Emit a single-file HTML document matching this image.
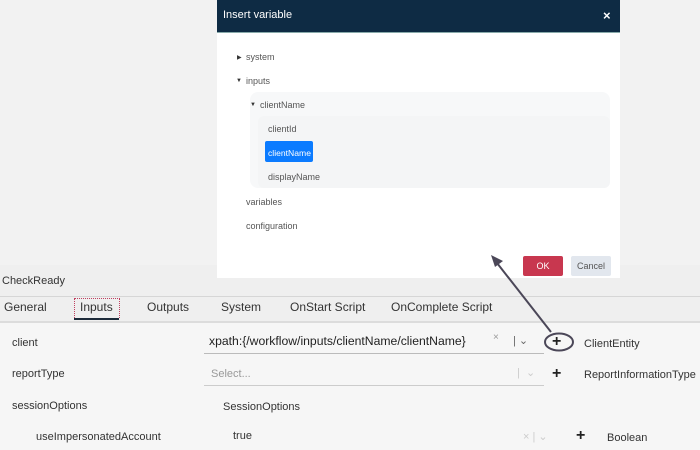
<!DOCTYPE html>
<html><head><style>
body{margin:0;width:700px;height:448px;overflow:hidden;background:#f2f2f2;font-family:"Liberation Sans",sans-serif;position:relative;font-size:11px;color:#333}
.a{position:absolute;white-space:nowrap}
.t{font-size:12px;top:300px}
</style></head><body>
<div class="a" style="left:0;top:265px;width:700px;height:183px;background:#efefef"></div>
<div class="a" style="left:0;top:296px;width:700px;height:1px;background:#d6d6d6"></div>
<div class="a" style="left:0;top:321px;width:700px;height:127px;background:#f6f6f6;border-top:2px solid #dcdcdc"></div>
<div class="a" style="left:2px;top:275px;font-size:11px">CheckReady</div>
<div class="a t" style="left:4px">General</div>
<div class="a" style="left:74px;top:298px;width:44px;height:19px;border:1px dotted #c04060;border-bottom:none"></div>
<div class="a" style="left:74px;top:318px;width:45px;height:2px;background:#1d2b3a"></div>
<div class="a t" style="left:80px">Inputs</div>
<div class="a t" style="left:147px">Outputs</div>
<div class="a t" style="left:221px">System</div>
<div class="a t" style="left:290px">OnStart Script</div>
<div class="a t" style="left:391px">OnComplete Script</div>

<div class="a" style="left:12px;top:337px">client</div>
<div class="a" style="left:209px;top:334px;font-size:12.2px;color:#222">xpath:{/workflow/inputs/clientName/clientName}</div>
<div class="a" style="left:493px;top:332px;color:#999;font-size:10px">×</div>
<div class="a" style="left:513px;top:334px;color:#666">| ⌄</div>
<div class="a" style="left:204px;top:353px;width:340px;height:1px;background:#bbb"></div>
<div class="a" style="left:552px;top:333px;font-size:16px;font-weight:bold;color:#222">+</div>
<div class="a" style="left:584px;top:338px">ClientEntity</div>

<div class="a" style="left:12px;top:368px">reportType</div>
<div class="a" style="left:211px;top:368px;color:#999">Select...</div>
<div class="a" style="left:517px;top:366px;color:#ccc">|&nbsp; ⌄</div>
<div class="a" style="left:204px;top:385px;width:340px;height:1px;background:#ccc"></div>
<div class="a" style="left:552px;top:365px;font-size:16px;font-weight:bold;color:#222">+</div>
<div class="a" style="left:584px;top:369px">ReportInformationType</div>

<div class="a" style="left:12px;top:400px">sessionOptions</div>
<div class="a" style="left:223px;top:401px">SessionOptions</div>
<div class="a" style="left:36px;top:431px">useImpersonatedAccount</div>
<div class="a" style="left:233px;top:430px">true</div>
<div class="a" style="left:523px;top:430px;color:#ccc">× | ⌄</div>
<div class="a" style="left:576px;top:427px;font-size:16px;font-weight:bold;color:#222">+</div>
<div class="a" style="left:607px;top:432px">Boolean</div>

<div class="a" style="left:217px;top:0;width:403px;height:278px;background:#fff"></div>
<div class="a" style="left:217px;top:0;width:403px;height:32px;background:#0e2b44;border-bottom:1px solid #8aa"></div>
<div class="a" style="left:223px;top:9px;color:#fff;font-size:11px">Insert variable</div>
<div class="a" style="left:603px;top:8px;color:#fff;font-size:13px;font-weight:bold">×</div>
<div class="a" style="left:250px;top:92px;width:360px;height:96px;background:#f7f8f9;border-radius:8px"></div>
<div class="a" style="left:258px;top:116px;width:352px;height:72px;background:#f4f5f6;border-radius:6px"></div>
<div class="a" style="left:237px;top:54px;font-size:6px;color:#333">▶</div>
<div class="a" style="left:246px;top:52px;font-size:9px;color:#555">system</div>
<div class="a" style="left:236px;top:78px;font-size:6px;color:#333">▼</div>
<div class="a" style="left:246px;top:76px;font-size:9px;color:#555">inputs</div>
<div class="a" style="left:250px;top:102px;font-size:6px;color:#333">▼</div>
<div class="a" style="left:260px;top:100px;font-size:9px;color:#555">clientName</div>
<div class="a" style="left:268px;top:124px;font-size:9px;color:#555">clientId</div>
<div class="a" style="left:265px;top:141px;width:48px;height:21px;background:#0b7bff;border-radius:2px"></div>
<div class="a" style="left:268px;top:148px;font-size:8.6px;color:#fff">clientName</div>
<div class="a" style="left:268px;top:172px;font-size:9px;color:#555">displayName</div>
<div class="a" style="left:246px;top:197px;font-size:9px;color:#555">variables</div>
<div class="a" style="left:246px;top:221px;font-size:9px;color:#555">configuration</div>
<div class="a" style="left:523px;top:256px;width:40px;height:20px;background:#c8374f;border-radius:2px;color:#fff;font-size:9px;text-align:center;line-height:20px">OK</div>
<div class="a" style="left:571px;top:256px;width:40px;height:20px;background:#e2e7ee;border-radius:2px;color:#555;font-size:9px;text-align:center;line-height:20px">Cancel</div>

<svg class="a" style="left:0;top:0" width="700" height="448">
<line x1="551" y1="332" x2="497" y2="263" stroke="#4b4758" stroke-width="2"/>
<polygon points="491,255 503,261 495,267" fill="#4b4758"/>
<ellipse cx="559" cy="342" rx="14" ry="8.5" fill="none" stroke="#4b4758" stroke-width="2"/>
</svg>
</body></html>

___

→ **Your objective**
Transcribe the listing above verbatim. Omit the pictures.

→ **Response for this exercise**
Emit a single-file HTML document matching this image.
<!DOCTYPE html>
<html><head><style>
body{margin:0;width:700px;height:448px;overflow:hidden;background:#f2f2f2;font-family:"Liberation Sans",sans-serif;position:relative;font-size:11px;color:#333}
.a{position:absolute;white-space:nowrap}
.t{font-size:12px;top:300px}
</style></head><body>
<div class="a" style="left:0;top:265px;width:700px;height:183px;background:#efefef"></div>
<div class="a" style="left:0;top:296px;width:700px;height:1px;background:#d6d6d6"></div>
<div class="a" style="left:0;top:321px;width:700px;height:127px;background:#f6f6f6;border-top:2px solid #dcdcdc"></div>
<div class="a" style="left:2px;top:275px;font-size:11px">CheckReady</div>
<div class="a t" style="left:4px">General</div>
<div class="a" style="left:74px;top:298px;width:44px;height:19px;border:1px dotted #c04060;border-bottom:none"></div>
<div class="a" style="left:74px;top:318px;width:45px;height:2px;background:#1d2b3a"></div>
<div class="a t" style="left:80px">Inputs</div>
<div class="a t" style="left:147px">Outputs</div>
<div class="a t" style="left:221px">System</div>
<div class="a t" style="left:290px">OnStart Script</div>
<div class="a t" style="left:391px">OnComplete Script</div>

<div class="a" style="left:12px;top:337px">client</div>
<div class="a" style="left:209px;top:334px;font-size:12.2px;color:#222">xpath:{/workflow/inputs/clientName/clientName}</div>
<div class="a" style="left:493px;top:332px;color:#999;font-size:10px">×</div>
<div class="a" style="left:513px;top:334px;color:#666">| ⌄</div>
<div class="a" style="left:204px;top:353px;width:340px;height:1px;background:#bbb"></div>
<div class="a" style="left:552px;top:333px;font-size:16px;font-weight:bold;color:#222">+</div>
<div class="a" style="left:584px;top:338px">ClientEntity</div>

<div class="a" style="left:12px;top:368px">reportType</div>
<div class="a" style="left:211px;top:368px;color:#999">Select...</div>
<div class="a" style="left:517px;top:366px;color:#ccc">|&nbsp; ⌄</div>
<div class="a" style="left:204px;top:385px;width:340px;height:1px;background:#ccc"></div>
<div class="a" style="left:552px;top:365px;font-size:16px;font-weight:bold;color:#222">+</div>
<div class="a" style="left:584px;top:369px">ReportInformationType</div>

<div class="a" style="left:12px;top:400px">sessionOptions</div>
<div class="a" style="left:223px;top:401px">SessionOptions</div>
<div class="a" style="left:36px;top:431px">useImpersonatedAccount</div>
<div class="a" style="left:233px;top:430px">true</div>
<div class="a" style="left:523px;top:430px;color:#ccc">× | ⌄</div>
<div class="a" style="left:576px;top:427px;font-size:16px;font-weight:bold;color:#222">+</div>
<div class="a" style="left:607px;top:432px">Boolean</div>

<div class="a" style="left:217px;top:0;width:403px;height:278px;background:#fff"></div>
<div class="a" style="left:217px;top:0;width:403px;height:32px;background:#0e2b44;border-bottom:1px solid #8aa"></div>
<div class="a" style="left:223px;top:9px;color:#fff;font-size:11px">Insert variable</div>
<div class="a" style="left:603px;top:8px;color:#fff;font-size:13px;font-weight:bold">×</div>
<div class="a" style="left:250px;top:92px;width:360px;height:96px;background:#f7f8f9;border-radius:8px"></div>
<div class="a" style="left:258px;top:116px;width:352px;height:72px;background:#f4f5f6;border-radius:6px"></div>
<div class="a" style="left:237px;top:54px;font-size:6px;color:#333">▶</div>
<div class="a" style="left:246px;top:52px;font-size:9px;color:#555">system</div>
<div class="a" style="left:236px;top:78px;font-size:6px;color:#333">▼</div>
<div class="a" style="left:246px;top:76px;font-size:9px;color:#555">inputs</div>
<div class="a" style="left:250px;top:102px;font-size:6px;color:#333">▼</div>
<div class="a" style="left:260px;top:100px;font-size:9px;color:#555">clientName</div>
<div class="a" style="left:268px;top:124px;font-size:9px;color:#555">clientId</div>
<div class="a" style="left:265px;top:141px;width:48px;height:21px;background:#0b7bff;border-radius:2px"></div>
<div class="a" style="left:268px;top:148px;font-size:8.6px;color:#fff">clientName</div>
<div class="a" style="left:268px;top:172px;font-size:9px;color:#555">displayName</div>
<div class="a" style="left:246px;top:197px;font-size:9px;color:#555">variables</div>
<div class="a" style="left:246px;top:221px;font-size:9px;color:#555">configuration</div>
<div class="a" style="left:523px;top:256px;width:40px;height:20px;background:#c8374f;border-radius:2px;color:#fff;font-size:9px;text-align:center;line-height:20px">OK</div>
<div class="a" style="left:571px;top:256px;width:40px;height:20px;background:#e2e7ee;border-radius:2px;color:#555;font-size:9px;text-align:center;line-height:20px">Cancel</div>

<svg class="a" style="left:0;top:0" width="700" height="448">
<line x1="551" y1="332" x2="497" y2="263" stroke="#4b4758" stroke-width="2"/>
<polygon points="491,255 503,261 495,267" fill="#4b4758"/>
<ellipse cx="559" cy="342" rx="14" ry="8.5" fill="none" stroke="#4b4758" stroke-width="2"/>
</svg>
</body></html>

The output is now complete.